Natural gas production increased to 16.8 Bcf, up 1% from the 16.6 Bcf produced
in the third quarter of 1996.  Oil production for the third quarter of 1997
decreased 11% to 403 MBbls compared to 454 MBbls for the third quarter of
1996.  The decrease in oil production was primarily the result of the sale of
a non-core waterflood property in January 1997.

  Oil and Gas Prices.  On a natural gas equivalent basis, the Company received
an average price of $2.40 per Mcfe for the quarter ended September 30, 1997, a
4% decrease from the $2.49 per Mcfe received for the third quarter of 1996. 
The Company's gas production yielded an average price of $2.31 per Mcf
compared to $2.35 per Mcf for the prior year third quarter.  The average gas
price for the third quarter of 1997 was enhanced $.04 per Mcf as a result of
the Company's hedging activities. The average gas price for the third quarter
of 1996 increased $.14 per Mcf as a result of Fixed-Price Contracts in effect
for that period.  The average oil price received for the third quarter of 1997
was $18.32 per Bbl, a decrease of 8% compared to $19.93 per Bbl for the
prior-year third quarter.  The Company's third quarter 1997 oil production was
not hedged.  Fixed-Price Contracts hedging the Company's crude oil production
during the third quarter of 1996 decreased the average price by $1.84 per Bbl.
  
  The net effect of higher gas production and lower average price decreased
gas sales to $38.7 million for the third quarter of 1997 compared to $39.0
million for the third quarter of 1996.  The combined effect of lower oil
production and lower prices was to decrease oil sales by 18% to $7.4 million
from the $9.1 million reported for the third quarter of 1996.  See additional
discussion under "Fixed-Price Contracts."

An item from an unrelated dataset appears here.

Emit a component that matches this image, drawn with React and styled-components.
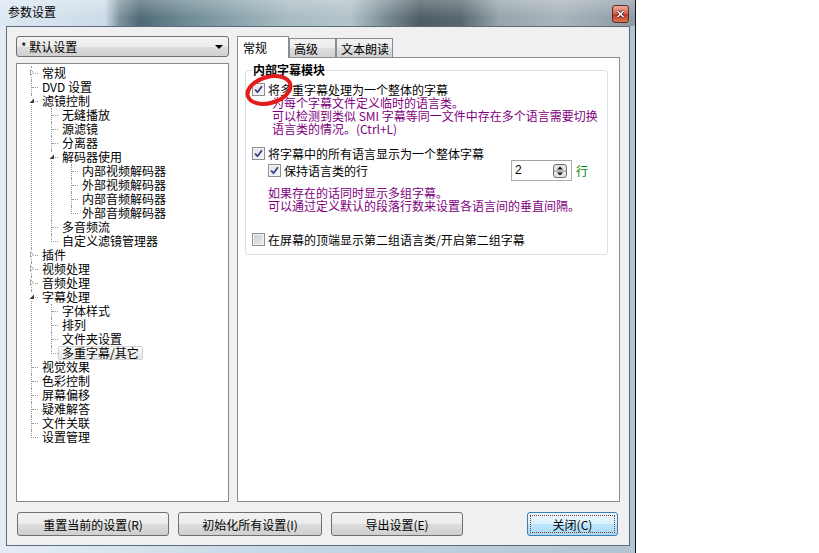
import styled, { createGlobalStyle } from 'styled-components';

const GlobalStyle = createGlobalStyle`
  html, body { margin: 0; padding: 0; background: #ffffff; }
  body {
    font-family: "Noto Sans CJK SC", "Liberation Sans", sans-serif;
    font-size: 12px;
    color: #000;
  }
  * { box-sizing: border-box; }
`;

const tree = [
  { label: '常规', collapsed: true },
  { label: 'DVD 设置' },
  {
    label: '滤镜控制',
    children: [
      { label: '无缝播放' },
      { label: '源滤镜' },
      { label: '分离器' },
      {
        label: '解码器使用',
        children: [
          { label: '内部视频解码器' },
          { label: '外部视频解码器' },
          { label: '内部音频解码器' },
          { label: '外部音频解码器' },
        ],
      },
      { label: '多音频流' },
      { label: '自定义滤镜管理器' },
    ],
  },
  { label: '插件', collapsed: true },
  { label: '视频处理', collapsed: true },
  { label: '音频处理', collapsed: true },
  {
    label: '字幕处理',
    children: [
      { label: '字体样式' },
      { label: '排列' },
      { label: '文件夹设置' },
      { label: '多重字幕/其它', selected: true },
    ],
  },
  { label: '视觉效果' },
  { label: '色彩控制' },
  { label: '屏幕偏移' },
  { label: '疑难解答' },
  { label: '文件关联' },
  { label: '设置管理' },
];

const Window = styled.div`
  width: 636px;
  height: 553px;
  display: flex;
  flex-direction: column;
  padding: 0 5px 7px 6px;
  border-right: 1px solid #111;
  background: linear-gradient(90deg, #e4edf5 0%, #c9d9e6 40%, #b3c3cf 100%);
`;

const TitleBar = styled.div`
  height: 26px;
  margin: 0 -5px 0 -6px;
  padding: 5px 6px 0 8px;
  display: flex;
  align-items: flex-start;
  justify-content: space-between;
  background:
    linear-gradient(180deg, rgba(255, 255, 255, 0.25), rgba(255, 255, 255, 0) 70%),
    linear-gradient(90deg, #dce8f3 0px, #cddce8 105px, #7b919c 120px, #4f6a77 140px,
      #6a8791 180px, #8ca6ae 240px, #a9bcc3 290px, #b3c3c9 350px, #7c8d96 385px,
      #4e5c64 420px, #58666e 460px, #97a5ac 500px, #a8b4bb 560px, #8d9ba6 636px);
`;

const Title = styled.span`
  font-size: 12px;
  line-height: 14px;
  color: #000;
`;

const CloseBox = styled.div`
  width: 17px;
  height: 18px;
  border: 1px solid #5e2a22;
  border-radius: 3px;
  display: flex;
  align-items: center;
  justify-content: center;
  background: linear-gradient(180deg, #ecaa98 0%, #d7664e 48%, #c2381f 52%, #d97555 100%);
`;

const Client = styled.div`
  flex: 1;
  display: flex;
  flex-direction: column;
  border: 1px solid #5b6b7b;
  background: #f0f0f0;
  padding: 9px 9px 9px 9px;
`;

const Main = styled.div`
  flex: 1;
  display: flex;
  gap: 8px;
  min-height: 0;
`;

const LeftColumn = styled.div`
  width: 213px;
  display: flex;
  flex-direction: column;
  gap: 6px;
`;

const Combo = styled.div`
  height: 21px;
  display: flex;
  align-items: center;
  justify-content: space-between;
  padding: 0 5px 0 4px;
  border: 1px solid #707070;
  border-radius: 3px;
  line-height: 14px;
  background: linear-gradient(180deg, #f4f4f4 0%, #ebebeb 50%, #dddddd 51%, #cfcfcf 100%);
`;

const ComboArrow = styled.span`
  width: 0;
  height: 0;
  border-left: 4px solid transparent;
  border-right: 4px solid transparent;
  border-top: 4px solid #000;
`;

const TreeBox = styled.div`
  flex: 1;
  border: 1px solid #828790;
  background: #fff;
  padding: 2px 0 0 14px;
  overflow: hidden;
`;

const TreeList = styled.ul`
  margin: 0 0 0 ${(p) => p.$indent || 0}px;
  padding: 0;
  list-style: none;
`;

const Item = styled.li`
  border-left: ${(p) => (p.$last ? 'none' : '1px dotted #9a9a9a')};
`;

const Row = styled.div`
  height: 14px;
  display: flex;
  align-items: flex-start;
`;

const Connector = styled.span`
  width: ${(p) => (p.$last ? 7 : 6)}px;
  height: 8px;
  flex-shrink: 0;
  display: flex;
  align-items: flex-start;
  border-bottom: 1px dotted #9a9a9a;
  border-left: ${(p) => (p.$last ? '1px dotted #9a9a9a' : 'none')};
`;

const Expander = styled.span`
  width: 7px;
  height: 9px;
  flex-shrink: 0;
  margin: 2px 0 0 ${(p) => (p.$last ? -5 : -4)}px;
  background: #fff;
  display: flex;
`;

const Label = styled.span`
  height: 14px;
  padding: 0 3px;
  line-height: 12px;
  white-space: nowrap;
  border: 1px solid ${(p) => (p.$selected ? '#d2d2d2' : 'transparent')};
  border-radius: 2px;
  background: ${(p) => (p.$selected ? 'linear-gradient(180deg, #fbfbfb, #e6e6e6)' : 'transparent')};
`;

const RightColumn = styled.div`
  flex: 1;
  display: flex;
  flex-direction: column;
`;

const TabStrip = styled.div`
  height: 21px;
  display: flex;
  align-items: flex-end;
`;

const Tab = styled.div`
  width: ${(p) => p.$width}px;
  height: ${(p) => (p.$active ? 22 : 19)}px;
  margin-bottom: ${(p) => (p.$active ? -1 : 0)}px;
  padding: ${(p) => (p.$active ? '4px 0 0 5px' : '3px 0 0 4px')};
  line-height: 14px;
  border: 1px solid #898c95;
  border-bottom: none;
  position: relative;
  z-index: ${(p) => (p.$active ? 1 : 0)};
  background: ${(p) =>
    p.$active
      ? '#ffffff'
      : 'linear-gradient(180deg, #f3f3f3 0%, #ebebeb 50%, #dddddd 51%, #d2d2d2 100%)'};
`;

const Panel = styled.div`
  flex: 1;
  border: 1px solid #898c95;
  background: #ffffff;
  padding: 0;
`;

const Group = styled.fieldset`
  margin: 5px 11px 0 7px;
  padding: 0 6px 8px 6px;
  min-width: 0;
  border: 1px solid #d5dfe5;
  border-radius: 3px;
  display: flex;
  flex-direction: column;
`;

const Legend = styled.legend`
  padding: 0 1px;
  line-height: 14px;
  font-weight: bold;
`;

const CheckRow = styled.div`
  position: relative;
  display: flex;
  align-items: center;
  gap: 3px;
  min-height: ${(p) => p.$height || 13}px;
  margin: ${(p) => p.$top || 0}px 0 0 ${(p) => p.$indent || 0}px;
  line-height: 13px;
`;

const Box = styled.span`
  width: 13px;
  height: 13px;
  flex-shrink: 0;
  border: 1px solid #8e8f8f;
  display: flex;
  align-items: center;
  justify-content: center;
  background: ${(p) =>
    p.$checked
      ? 'linear-gradient(135deg, #dfe2e8 0%, #f7f7f7 100%)'
      : 'linear-gradient(135deg, #c9ccd2 0%, #eeeeee 100%)'};
  box-shadow: inset 0 0 0 1px #f4f4f4;
`;

const Note = styled.div`
  margin: ${(p) => p.$top || 0}px 0 0 ${(p) => p.$indent}px;
  line-height: 13px;
  color: #800080;
  white-space: nowrap;
`;

const SpinGroup = styled.div`
  margin-left: auto;
  margin-right: 13px;
  display: flex;
  align-items: center;
  gap: 4px;
`;

const SpinBox = styled.div`
  width: 61px;
  height: 21px;
  display: flex;
  align-items: center;
  padding: 0 4px 0 3px;
  border: 1px solid #abadb3;
  border-top-color: #a0a3aa;
  background: #fff;
`;

const SpinValue = styled.span`
  flex: 1;
  font-family: "Liberation Sans", sans-serif;
`;

const Unit = styled.span`
  color: #008000;
`;

const Ring = styled.svg`
  position: absolute;
  left: -9px;
  top: -11px;
  pointer-events: none;
`;

const ButtonRow = styled.div`
  margin-top: 10px;
  height: 24px;
  display: flex;
  gap: 9px;
  padding: 0 2px 0 1px;
`;

const Button = styled.button`
  width: ${(p) => p.$width}px;
  height: 24px;
  margin-left: ${(p) => (p.$push ? 'auto' : '0')};
  padding: 0;
  font-family: inherit;
  font-size: 12px;
  color: #000;
  border-radius: 3px;
  border: 1px solid ${(p) => (p.$default ? '#3c7fb1' : '#707070')};
  background: ${(p) =>
    p.$default
      ? 'linear-gradient(180deg, #eaf6fd 0%, #d9f0fc 50%, #bee6fd 51%, #a7d9f5 100%)'
      : 'linear-gradient(180deg, #f2f2f2 0%, #ebebeb 50%, #dddddd 51%, #cfcfcf 100%)'};
  outline: ${(p) => (p.$default ? '1px dotted #8a3626' : 'none')};
  outline-offset: -4px;
`;

const Check = () => (
  <svg width="9" height="9" viewBox="0 0 9 9">
    <path d="M1 4.5 L3.5 7.2 L8 1.2" fill="none" stroke="#34458a" strokeWidth="1.8" />
  </svg>
);

const CheckItem = ({ checked, children, ...rest }) => (
  <CheckRow {...rest}>
    <Box $checked={checked}>{checked && <Check />}</Box>
    <span>{children}</span>
  </CheckRow>
);

const TreeNode = ({ node, last }) => (
  <Item $last={last}>
    <Row>
      <Connector $last={last}>
        {(node.children || node.collapsed) && (
          <Expander $last={last}>
            <svg width="7" height="9" viewBox="0 0 7 9">
              {node.children ? (
                <path d="M6 2.5 L6 7 L1.5 7 Z" fill="#3c3c3c" />
              ) : (
                <path d="M2.5 1.5 L5.5 4.5 L2.5 7.5 Z" fill="#fff" stroke="#a8a8a8" />
              )}
            </svg>
          </Expander>
        )}
      </Connector>
      <Label $selected={node.selected}>{node.label}</Label>
    </Row>
    {node.children && (
      <TreeList $indent={last ? 20 : 19}>
        {node.children.map((child, i) => (
          <TreeNode key={child.label} node={child} last={i === node.children.length - 1} />
        ))}
      </TreeList>
    )}
  </Item>
);

export default function App() {
  return (
    <>
      <GlobalStyle />
      <Window>
        <TitleBar>
          <Title>参数设置</Title>
          <CloseBox>
            <svg width="9" height="8" viewBox="0 0 9 8">
              <path d="M1.5 1 L7.5 7 M7.5 1 L1.5 7" stroke="#3a1410" strokeWidth="3" />
              <path d="M1.5 1 L7.5 7 M7.5 1 L1.5 7" stroke="#ffffff" strokeWidth="1.6" />
            </svg>
          </CloseBox>
        </TitleBar>
        <Client>
          <Main>
            <LeftColumn>
              <Combo>
                <span>* 默认设置</span>
                <ComboArrow />
              </Combo>
              <TreeBox>
                <TreeList>
                  {tree.map((node, i) => (
                    <TreeNode key={node.label} node={node} last={i === tree.length - 1} />
                  ))}
                </TreeList>
              </TreeBox>
            </LeftColumn>
            <RightColumn>
              <TabStrip>
                <Tab $active $width={52}>常规</Tab>
                <Tab $width={47}>高级</Tab>
                <Tab $width={57}>文本朗读</Tab>
              </TabStrip>
              <Panel>
                <Group>
                  <Legend>内部字幕模块</Legend>
                  <CheckItem checked $top={6}>
                    将多重字幕处理为一个整体的字幕
                    <Ring width="56" height="36" viewBox="0 0 56 36">
                      <ellipse
                        cx="26"
                        cy="18"
                        rx="22"
                        ry="13"
                        transform="rotate(-16 26 18)"
                        fill="none"
                        stroke="#e31b1b"
                        strokeWidth="4"
                      />
                    </Ring>
                  </CheckItem>
                  <Note $indent={20}>
                    为每个字幕文件定义临时的语言类。
                    <br />
                    可以检测到类似 SMI 字幕等同一文件中存在多个语言需要切换
                    <br />
                    语言类的情况。(Ctrl+L)
                  </Note>
                  <CheckItem checked $top={12}>
                    将字幕中的所有语言显示为一个整体字幕
                  </CheckItem>
                  <CheckRow $indent={16} $height={21}>
                    <Box $checked>
                      <Check />
                    </Box>
                    <span>保持语言类的行</span>
                    <SpinGroup>
                      <SpinBox>
                        <SpinValue>2</SpinValue>
                        <svg width="14" height="14" viewBox="0 0 14 14">
                          <rect x="0.5" y="0.5" width="13" height="13" rx="2.5" fill="#e4e4e4" stroke="#6f6f6f" />
                          <line x1="1" y1="7" x2="13" y2="7" stroke="#8a8a8a" />
                          <path d="M4 5.5 L7 2.5 L10 5.5 Z" fill="#111" />
                          <path d="M4 8.5 L7 11.5 L10 8.5 Z" fill="#111" />
                        </svg>
                      </SpinBox>
                      <Unit>行</Unit>
                    </SpinGroup>
                  </CheckRow>
                  <Note $indent={16} $top={5}>
                    如果存在的话同时显示多组字幕。
                    <br />
                    可以通过定义默认的段落行数来设置各语言间的垂直间隔。
                  </Note>
                  <CheckItem $top={21}>在屏幕的顶端显示第二组语言类/开启第二组字幕</CheckItem>
                </Group>
              </Panel>
            </RightColumn>
          </Main>
          <ButtonRow>
            <Button $width={152}>重置当前的设置(R)</Button>
            <Button $width={144}>初始化所有设置(I)</Button>
            <Button $width={132}>导出设置(E)</Button>
            <Button $width={91} $push $default>
              关闭(C)
            </Button>
          </ButtonRow>
        </Client>
      </Window>
    </>
  );
}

  Other Income.  Other income for the third quarter of 1997 was $.6 million
compared to $.9 million for the third quarter of 1996.  The 1996 third quarter
<PAGE>  17
                         LOUIS DREYFUS NATURAL GAS CORP.
          MANAGEMENT'S DISCUSSION AND ANALYSIS OF FINANCIAL CONDITION
                     AND RESULTS OF OPERATIONS (continued)            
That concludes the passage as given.